● **YOUR TASK**
Copy out the whole listing exactly as written, leaving the pictures behind.

● **INPUT FOR THIS TASK**
-----
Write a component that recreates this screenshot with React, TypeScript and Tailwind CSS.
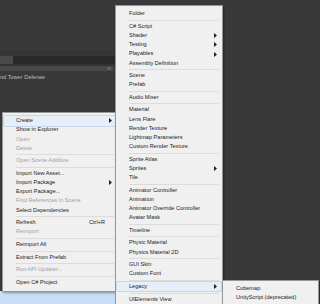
import React from "react";

type Item = {
  label?: string;
  sep?: boolean;
  off?: boolean;
  arrow?: boolean;
  key?: string;
  hl?: boolean;
};

const projectMenu: Item[] = [
  { label: "Create", arrow: true, hl: true },
  { label: "Show in Explorer" },
  { label: "Open", off: true },
  { label: "Delete", off: true },
  { sep: true },
  { label: "Open Scene Additive", off: true },
  { sep: true },
  { label: "Import New Asset..." },
  { label: "Import Package", arrow: true },
  { label: "Export Package..." },
  { label: "Find References In Scene", off: true },
  { label: "Select Dependencies" },
  { sep: true },
  { label: "Refresh", key: "Ctrl+R" },
  { label: "Reimport", off: true },
  { sep: true },
  { label: "Reimport All" },
  { sep: true },
  { label: "Extract From Prefab" },
  { sep: true },
  { label: "Run API Updater...", off: true },
  { sep: true },
  { label: "Open C# Project" },
];

const createMenu: Item[] = [
  { label: "Folder" },
  { sep: true },
  { label: "C# Script" },
  { label: "Shader", arrow: true },
  { label: "Testing", arrow: true },
  { label: "Playables", arrow: true },
  { label: "Assembly Definition" },
  { sep: true },
  { label: "Scene" },
  { label: "Prefab" },
  { sep: true },
  { label: "Audio Mixer" },
  { sep: true },
  { label: "Material" },
  { label: "Lens Flare" },
  { label: "Render Texture" },
  { label: "Lightmap Parameters" },
  { label: "Custom Render Texture" },
  { sep: true },
  { label: "Sprite Atlas" },
  { label: "Sprites", arrow: true },
  { label: "Tile" },
  { sep: true },
  { label: "Animator Controller" },
  { label: "Animation" },
  { label: "Animator Override Controller" },
  { label: "Avatar Mask" },
  { sep: true },
  { label: "Timeline" },
  { sep: true },
  { label: "Physic Material" },
  { label: "Physics Material 2D" },
  { sep: true },
  { label: "GUI Skin" },
  { label: "Custom Font" },
  { sep: true },
  { label: "Legacy", arrow: true, hl: true },
  { sep: true },
  { label: "UIElements View" },
];

const legacyMenu: Item[] = [
  { label: "Cubemap" },
  { label: "UnityScript (deprecated)" },
];

function Menu({ items, className }: { items: Item[]; className: string }) {
  return (
    <div
      className={`absolute flex flex-col bg-[#f0f0f0] border border-[#979797] py-[3.4px] px-[1px] shadow-[1px_1px_2px_rgba(0,0,0,0.35)] ${className}`}
    >
      {items.map((it, i) =>
        it.sep ? (
          <div key={i} className="h-[3.4px] flex items-center pl-[12px] pr-[2px]">
            <div className="w-full h-[1px] bg-[#dcdcdc]" />
          </div>
        ) : (
          <div
            key={i}
            className={`h-[9.2px] flex items-center pl-[12px] pr-[3px] text-[5.6px] leading-none rounded-[1px] ${
              it.hl ? "bg-[#e6eef8] outline outline-[0.5px] outline-[#c6d8ef]" : ""
            } ${it.off ? "text-[#a2a2a2]" : "text-[#1b1b1b]"}`}
          >
            <span className="flex-1 whitespace-nowrap">{it.label}</span>
            {it.key && <span className="mr-[8px]">{it.key}</span>}
            {it.arrow && (
              <svg width="3" height="5" viewBox="0 0 3 5" className="mr-[1px]">
                <path d="M0 0 L3 2.5 L0 5 Z" fill="#202020" />
              </svg>
            )}
          </div>
        )
      )}
    </div>
  );
}

export default function App() {
  return (
    <div className="relative w-[320px] h-[304px] overflow-hidden bg-[#393939] font-['Liberation_Sans',sans-serif]">
      <div className="flex flex-col w-[116px]">
        <div className="h-[50px]" />
        <div className="h-[6px] bg-[#353535]" />
        <div className="flex h-[8px] bg-[#282828]">
          <div className="w-[13px] bg-[#4a4a4a]" />
        </div>
        <div className="h-[2px] bg-[#333333]" />
        <div className="flex items-center h-[5px] bg-[#474747] mr-[3px]">
          <div className="flex-1" />
          <div className="w-[4px] h-[3px] bg-[#5d5d5d] mr-[2px]" />
        </div>
        <div className="h-[4px]" />
        <div className="text-[5.6px] leading-none text-[#bdbdbd] whitespace-nowrap">
          nd Tower Defense
        </div>
      </div>

      <div className="absolute left-0 top-[291px] w-[116px] h-[13px] bg-[#c6def6]" />

      <Menu items={projectMenu} className="left-[2px] top-[112px] w-[116px]" />
      <Menu items={createMenu} className="left-[115px] top-[5px] w-[108px]" />
      <Menu items={legacyMenu} className="left-[222px] top-[280px] w-[97px]" />
    </div>
  );
}
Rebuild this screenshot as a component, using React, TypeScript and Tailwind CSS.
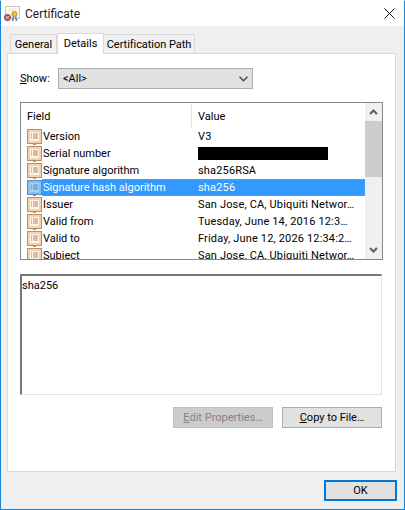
-----
● **SOLUTION BELOW**
Write a component that recreates this screenshot with React, TypeScript and Tailwind CSS.
import React from "react";

type Item = {
  label?: string;
  sep?: boolean;
  off?: boolean;
  arrow?: boolean;
  key?: string;
  hl?: boolean;
};

const projectMenu: Item[] = [
  { label: "Create", arrow: true, hl: true },
  { label: "Show in Explorer" },
  { label: "Open", off: true },
  { label: "Delete", off: true },
  { sep: true },
  { label: "Open Scene Additive", off: true },
  { sep: true },
  { label: "Import New Asset..." },
  { label: "Import Package", arrow: true },
  { label: "Export Package..." },
  { label: "Find References In Scene", off: true },
  { label: "Select Dependencies" },
  { sep: true },
  { label: "Refresh", key: "Ctrl+R" },
  { label: "Reimport", off: true },
  { sep: true },
  { label: "Reimport All" },
  { sep: true },
  { label: "Extract From Prefab" },
  { sep: true },
  { label: "Run API Updater...", off: true },
  { sep: true },
  { label: "Open C# Project" },
];

const createMenu: Item[] = [
  { label: "Folder" },
  { sep: true },
  { label: "C# Script" },
  { label: "Shader", arrow: true },
  { label: "Testing", arrow: true },
  { label: "Playables", arrow: true },
  { label: "Assembly Definition" },
  { sep: true },
  { label: "Scene" },
  { label: "Prefab" },
  { sep: true },
  { label: "Audio Mixer" },
  { sep: true },
  { label: "Material" },
  { label: "Lens Flare" },
  { label: "Render Texture" },
  { label: "Lightmap Parameters" },
  { label: "Custom Render Texture" },
  { sep: true },
  { label: "Sprite Atlas" },
  { label: "Sprites", arrow: true },
  { label: "Tile" },
  { sep: true },
  { label: "Animator Controller" },
  { label: "Animation" },
  { label: "Animator Override Controller" },
  { label: "Avatar Mask" },
  { sep: true },
  { label: "Timeline" },
  { sep: true },
  { label: "Physic Material" },
  { label: "Physics Material 2D" },
  { sep: true },
  { label: "GUI Skin" },
  { label: "Custom Font" },
  { sep: true },
  { label: "Legacy", arrow: true, hl: true },
  { sep: true },
  { label: "UIElements View" },
];

const legacyMenu: Item[] = [
  { label: "Cubemap" },
  { label: "UnityScript (deprecated)" },
];

function Menu({ items, className }: { items: Item[]; className: string }) {
  return (
    <div
      className={`absolute flex flex-col bg-[#f0f0f0] border border-[#979797] py-[3.4px] px-[1px] shadow-[1px_1px_2px_rgba(0,0,0,0.35)] ${className}`}
    >
      {items.map((it, i) =>
        it.sep ? (
          <div key={i} className="h-[3.4px] flex items-center pl-[12px] pr-[2px]">
            <div className="w-full h-[1px] bg-[#dcdcdc]" />
          </div>
        ) : (
          <div
            key={i}
            className={`h-[9.2px] flex items-center pl-[12px] pr-[3px] text-[5.6px] leading-none rounded-[1px] ${
              it.hl ? "bg-[#e6eef8] outline outline-[0.5px] outline-[#c6d8ef]" : ""
            } ${it.off ? "text-[#a2a2a2]" : "text-[#1b1b1b]"}`}
          >
            <span className="flex-1 whitespace-nowrap">{it.label}</span>
            {it.key && <span className="mr-[8px]">{it.key}</span>}
            {it.arrow && (
              <svg width="3" height="5" viewBox="0 0 3 5" className="mr-[1px]">
                <path d="M0 0 L3 2.5 L0 5 Z" fill="#202020" />
              </svg>
            )}
          </div>
        )
      )}
    </div>
  );
}

export default function App() {
  return (
    <div className="relative w-[320px] h-[304px] overflow-hidden bg-[#393939] font-['Liberation_Sans',sans-serif]">
      <div className="flex flex-col w-[116px]">
        <div className="h-[50px]" />
        <div className="h-[6px] bg-[#353535]" />
        <div className="flex h-[8px] bg-[#282828]">
          <div className="w-[13px] bg-[#4a4a4a]" />
        </div>
        <div className="h-[2px] bg-[#333333]" />
        <div className="flex items-center h-[5px] bg-[#474747] mr-[3px]">
          <div className="flex-1" />
          <div className="w-[4px] h-[3px] bg-[#5d5d5d] mr-[2px]" />
        </div>
        <div className="h-[4px]" />
        <div className="text-[5.6px] leading-none text-[#bdbdbd] whitespace-nowrap">
          nd Tower Defense
        </div>
      </div>

      <div className="absolute left-0 top-[291px] w-[116px] h-[13px] bg-[#c6def6]" />

      <Menu items={projectMenu} className="left-[2px] top-[112px] w-[116px]" />
      <Menu items={createMenu} className="left-[115px] top-[5px] w-[108px]" />
      <Menu items={legacyMenu} className="left-[222px] top-[280px] w-[97px]" />
    </div>
  );
}
Rebuild this screenshot as a component, using React, TypeScript and Tailwind CSS.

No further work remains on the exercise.